__Request__
Find the lines with the string "this" and return them.

__Records shown__
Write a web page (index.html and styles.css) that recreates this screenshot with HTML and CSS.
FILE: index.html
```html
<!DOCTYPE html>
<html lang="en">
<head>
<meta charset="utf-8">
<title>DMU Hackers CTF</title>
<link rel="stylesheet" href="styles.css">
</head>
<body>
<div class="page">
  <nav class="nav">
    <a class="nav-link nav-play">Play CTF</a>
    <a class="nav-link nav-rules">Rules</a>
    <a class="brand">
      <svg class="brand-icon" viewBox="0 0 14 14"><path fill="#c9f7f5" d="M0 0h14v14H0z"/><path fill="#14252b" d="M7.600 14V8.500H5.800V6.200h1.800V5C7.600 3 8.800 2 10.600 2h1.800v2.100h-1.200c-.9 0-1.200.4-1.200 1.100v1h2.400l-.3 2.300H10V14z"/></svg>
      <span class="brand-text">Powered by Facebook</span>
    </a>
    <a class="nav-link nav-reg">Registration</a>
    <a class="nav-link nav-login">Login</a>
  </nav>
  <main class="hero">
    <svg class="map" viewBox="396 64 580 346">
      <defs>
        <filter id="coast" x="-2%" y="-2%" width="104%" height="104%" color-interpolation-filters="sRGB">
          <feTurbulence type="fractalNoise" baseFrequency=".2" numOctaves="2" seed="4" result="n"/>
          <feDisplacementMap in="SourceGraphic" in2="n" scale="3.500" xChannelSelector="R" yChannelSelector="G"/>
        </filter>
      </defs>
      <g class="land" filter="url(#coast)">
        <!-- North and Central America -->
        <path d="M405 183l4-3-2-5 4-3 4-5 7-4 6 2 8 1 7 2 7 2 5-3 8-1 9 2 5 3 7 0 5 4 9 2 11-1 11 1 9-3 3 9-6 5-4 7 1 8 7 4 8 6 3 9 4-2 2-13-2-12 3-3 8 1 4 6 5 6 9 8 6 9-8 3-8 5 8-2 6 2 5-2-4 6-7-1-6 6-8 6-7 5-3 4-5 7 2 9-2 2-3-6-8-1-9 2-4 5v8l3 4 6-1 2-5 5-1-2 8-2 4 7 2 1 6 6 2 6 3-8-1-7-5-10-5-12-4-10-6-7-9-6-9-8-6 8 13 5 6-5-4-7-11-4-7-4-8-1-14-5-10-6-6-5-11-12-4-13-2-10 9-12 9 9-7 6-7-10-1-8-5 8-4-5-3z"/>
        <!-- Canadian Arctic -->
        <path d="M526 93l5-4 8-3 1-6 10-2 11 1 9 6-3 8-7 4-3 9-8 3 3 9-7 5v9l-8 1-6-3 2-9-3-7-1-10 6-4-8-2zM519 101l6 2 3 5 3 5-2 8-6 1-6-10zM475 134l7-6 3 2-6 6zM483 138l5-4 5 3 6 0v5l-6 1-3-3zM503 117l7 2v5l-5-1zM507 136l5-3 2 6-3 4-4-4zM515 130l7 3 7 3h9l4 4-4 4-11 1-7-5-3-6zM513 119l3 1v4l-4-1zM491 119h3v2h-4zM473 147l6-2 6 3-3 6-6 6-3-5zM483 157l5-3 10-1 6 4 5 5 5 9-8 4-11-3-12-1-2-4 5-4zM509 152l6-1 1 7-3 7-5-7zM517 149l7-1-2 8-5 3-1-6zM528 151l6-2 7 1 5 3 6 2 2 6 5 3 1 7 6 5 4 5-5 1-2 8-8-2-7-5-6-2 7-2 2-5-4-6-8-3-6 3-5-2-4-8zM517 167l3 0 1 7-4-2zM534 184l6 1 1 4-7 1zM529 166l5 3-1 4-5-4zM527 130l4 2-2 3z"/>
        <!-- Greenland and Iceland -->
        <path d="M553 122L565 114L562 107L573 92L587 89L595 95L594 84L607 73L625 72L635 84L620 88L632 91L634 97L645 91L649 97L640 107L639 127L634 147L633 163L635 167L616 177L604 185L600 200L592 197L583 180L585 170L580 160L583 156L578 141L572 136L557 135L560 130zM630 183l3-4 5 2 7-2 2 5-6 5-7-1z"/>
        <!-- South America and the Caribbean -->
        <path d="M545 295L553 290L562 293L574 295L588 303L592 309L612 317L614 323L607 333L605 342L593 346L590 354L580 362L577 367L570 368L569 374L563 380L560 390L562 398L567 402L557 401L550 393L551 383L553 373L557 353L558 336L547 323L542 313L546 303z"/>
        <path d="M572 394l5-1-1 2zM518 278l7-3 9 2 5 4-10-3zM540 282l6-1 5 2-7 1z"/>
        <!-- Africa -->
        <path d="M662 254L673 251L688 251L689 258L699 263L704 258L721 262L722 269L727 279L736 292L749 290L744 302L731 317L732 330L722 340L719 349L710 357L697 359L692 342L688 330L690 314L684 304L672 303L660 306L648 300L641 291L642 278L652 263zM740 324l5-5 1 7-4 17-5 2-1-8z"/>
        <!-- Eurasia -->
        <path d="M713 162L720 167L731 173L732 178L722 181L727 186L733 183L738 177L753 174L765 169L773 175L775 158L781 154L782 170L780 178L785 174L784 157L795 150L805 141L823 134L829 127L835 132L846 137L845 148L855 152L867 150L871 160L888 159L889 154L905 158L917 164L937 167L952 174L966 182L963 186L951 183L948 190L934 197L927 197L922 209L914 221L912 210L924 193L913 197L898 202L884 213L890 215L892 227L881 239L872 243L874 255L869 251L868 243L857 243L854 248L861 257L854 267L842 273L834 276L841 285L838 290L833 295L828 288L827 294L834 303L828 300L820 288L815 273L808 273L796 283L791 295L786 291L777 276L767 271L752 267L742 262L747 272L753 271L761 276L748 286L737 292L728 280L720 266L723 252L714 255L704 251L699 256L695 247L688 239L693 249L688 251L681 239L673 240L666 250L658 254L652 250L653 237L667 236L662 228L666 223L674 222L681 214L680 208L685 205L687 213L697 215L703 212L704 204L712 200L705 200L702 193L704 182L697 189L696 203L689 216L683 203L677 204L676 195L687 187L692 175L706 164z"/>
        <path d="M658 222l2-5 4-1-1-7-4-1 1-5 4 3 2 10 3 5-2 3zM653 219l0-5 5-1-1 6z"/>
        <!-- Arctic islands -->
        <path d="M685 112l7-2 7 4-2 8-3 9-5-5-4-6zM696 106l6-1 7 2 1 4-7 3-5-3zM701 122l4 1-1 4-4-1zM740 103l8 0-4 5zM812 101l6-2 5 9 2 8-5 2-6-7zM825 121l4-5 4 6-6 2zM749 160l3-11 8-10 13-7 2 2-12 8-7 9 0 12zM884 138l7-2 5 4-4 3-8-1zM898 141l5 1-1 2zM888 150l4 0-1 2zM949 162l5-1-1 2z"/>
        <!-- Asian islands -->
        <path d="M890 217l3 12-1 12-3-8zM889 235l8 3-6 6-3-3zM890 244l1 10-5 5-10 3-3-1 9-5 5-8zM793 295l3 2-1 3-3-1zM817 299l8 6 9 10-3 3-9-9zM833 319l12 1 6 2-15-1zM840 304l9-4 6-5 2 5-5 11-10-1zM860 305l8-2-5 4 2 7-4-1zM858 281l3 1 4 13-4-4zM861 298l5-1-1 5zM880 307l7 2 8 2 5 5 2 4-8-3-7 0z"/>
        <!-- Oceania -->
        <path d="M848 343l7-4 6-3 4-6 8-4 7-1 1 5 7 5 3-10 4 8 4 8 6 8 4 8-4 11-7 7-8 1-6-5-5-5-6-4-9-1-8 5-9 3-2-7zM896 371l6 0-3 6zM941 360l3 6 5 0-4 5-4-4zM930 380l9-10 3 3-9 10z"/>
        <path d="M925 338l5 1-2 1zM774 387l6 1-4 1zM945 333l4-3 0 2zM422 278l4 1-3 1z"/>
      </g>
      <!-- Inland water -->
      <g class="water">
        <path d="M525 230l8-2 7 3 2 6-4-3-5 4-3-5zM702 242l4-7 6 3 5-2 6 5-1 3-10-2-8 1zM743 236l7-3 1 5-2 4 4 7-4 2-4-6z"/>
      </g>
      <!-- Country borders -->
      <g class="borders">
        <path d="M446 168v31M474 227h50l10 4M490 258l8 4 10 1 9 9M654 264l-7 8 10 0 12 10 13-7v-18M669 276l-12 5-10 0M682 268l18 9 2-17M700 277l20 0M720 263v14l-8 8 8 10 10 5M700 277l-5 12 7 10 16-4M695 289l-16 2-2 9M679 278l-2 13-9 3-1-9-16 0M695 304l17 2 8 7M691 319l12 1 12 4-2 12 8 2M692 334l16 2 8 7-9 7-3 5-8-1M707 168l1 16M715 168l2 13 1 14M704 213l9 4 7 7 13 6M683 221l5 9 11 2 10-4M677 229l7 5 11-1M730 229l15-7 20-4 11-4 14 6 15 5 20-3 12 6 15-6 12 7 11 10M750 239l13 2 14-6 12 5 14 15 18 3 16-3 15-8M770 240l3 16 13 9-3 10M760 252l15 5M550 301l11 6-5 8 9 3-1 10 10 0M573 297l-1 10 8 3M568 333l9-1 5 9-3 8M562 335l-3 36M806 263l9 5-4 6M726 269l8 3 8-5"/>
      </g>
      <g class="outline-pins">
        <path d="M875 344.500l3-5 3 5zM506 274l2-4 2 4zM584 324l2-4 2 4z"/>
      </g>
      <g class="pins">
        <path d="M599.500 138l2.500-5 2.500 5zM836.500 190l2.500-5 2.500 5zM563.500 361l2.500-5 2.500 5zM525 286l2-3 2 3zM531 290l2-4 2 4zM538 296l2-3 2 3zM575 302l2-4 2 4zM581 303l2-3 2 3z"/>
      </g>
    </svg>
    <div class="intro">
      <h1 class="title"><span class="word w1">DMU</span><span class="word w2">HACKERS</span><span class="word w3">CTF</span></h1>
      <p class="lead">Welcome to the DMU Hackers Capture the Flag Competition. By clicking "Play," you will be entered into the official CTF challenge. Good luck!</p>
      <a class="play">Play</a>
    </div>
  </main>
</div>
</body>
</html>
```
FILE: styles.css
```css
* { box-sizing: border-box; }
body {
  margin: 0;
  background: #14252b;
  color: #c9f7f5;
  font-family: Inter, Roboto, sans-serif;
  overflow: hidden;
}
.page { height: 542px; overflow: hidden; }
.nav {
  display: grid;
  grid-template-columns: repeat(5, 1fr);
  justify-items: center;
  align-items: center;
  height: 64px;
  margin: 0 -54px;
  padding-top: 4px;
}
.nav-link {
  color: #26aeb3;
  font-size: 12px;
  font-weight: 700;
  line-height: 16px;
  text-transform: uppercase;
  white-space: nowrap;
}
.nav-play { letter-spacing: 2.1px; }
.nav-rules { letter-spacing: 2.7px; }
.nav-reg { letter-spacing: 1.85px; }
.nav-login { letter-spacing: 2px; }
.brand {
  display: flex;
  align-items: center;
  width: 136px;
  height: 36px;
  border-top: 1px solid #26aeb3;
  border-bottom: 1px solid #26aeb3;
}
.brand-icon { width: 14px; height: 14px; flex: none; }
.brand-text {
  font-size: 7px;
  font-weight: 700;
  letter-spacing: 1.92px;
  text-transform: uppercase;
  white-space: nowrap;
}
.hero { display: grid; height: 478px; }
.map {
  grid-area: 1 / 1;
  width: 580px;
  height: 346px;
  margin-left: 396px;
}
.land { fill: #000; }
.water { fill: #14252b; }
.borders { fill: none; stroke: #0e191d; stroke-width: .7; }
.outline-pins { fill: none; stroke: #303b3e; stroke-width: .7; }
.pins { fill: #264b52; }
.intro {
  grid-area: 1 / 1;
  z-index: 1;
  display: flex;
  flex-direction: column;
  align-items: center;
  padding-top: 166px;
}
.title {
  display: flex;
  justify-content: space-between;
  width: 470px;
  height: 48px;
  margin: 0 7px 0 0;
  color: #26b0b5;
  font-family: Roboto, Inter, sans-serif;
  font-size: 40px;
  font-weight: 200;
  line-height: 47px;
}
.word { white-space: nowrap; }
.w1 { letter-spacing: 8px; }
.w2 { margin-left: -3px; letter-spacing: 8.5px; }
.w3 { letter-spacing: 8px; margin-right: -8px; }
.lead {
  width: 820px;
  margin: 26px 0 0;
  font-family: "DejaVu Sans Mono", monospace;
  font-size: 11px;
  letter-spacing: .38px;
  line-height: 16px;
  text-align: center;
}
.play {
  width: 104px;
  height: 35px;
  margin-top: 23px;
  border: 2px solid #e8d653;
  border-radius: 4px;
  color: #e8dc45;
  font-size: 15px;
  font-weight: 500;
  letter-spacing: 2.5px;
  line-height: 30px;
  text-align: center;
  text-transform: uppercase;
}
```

* * *

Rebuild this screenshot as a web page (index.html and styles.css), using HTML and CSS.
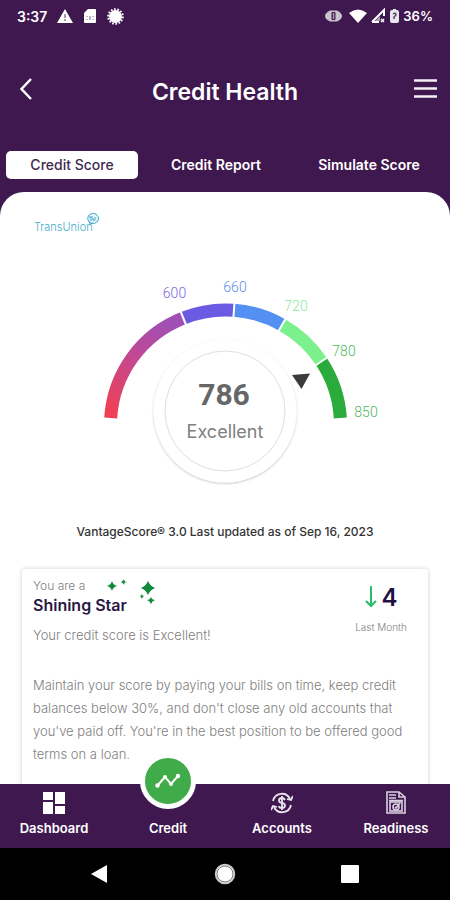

__Written answer__
Write a web page (index.html and styles.css) that recreates this screenshot with HTML and CSS.
Rebuild this screenshot as a web page (index.html and styles.css), using HTML and CSS.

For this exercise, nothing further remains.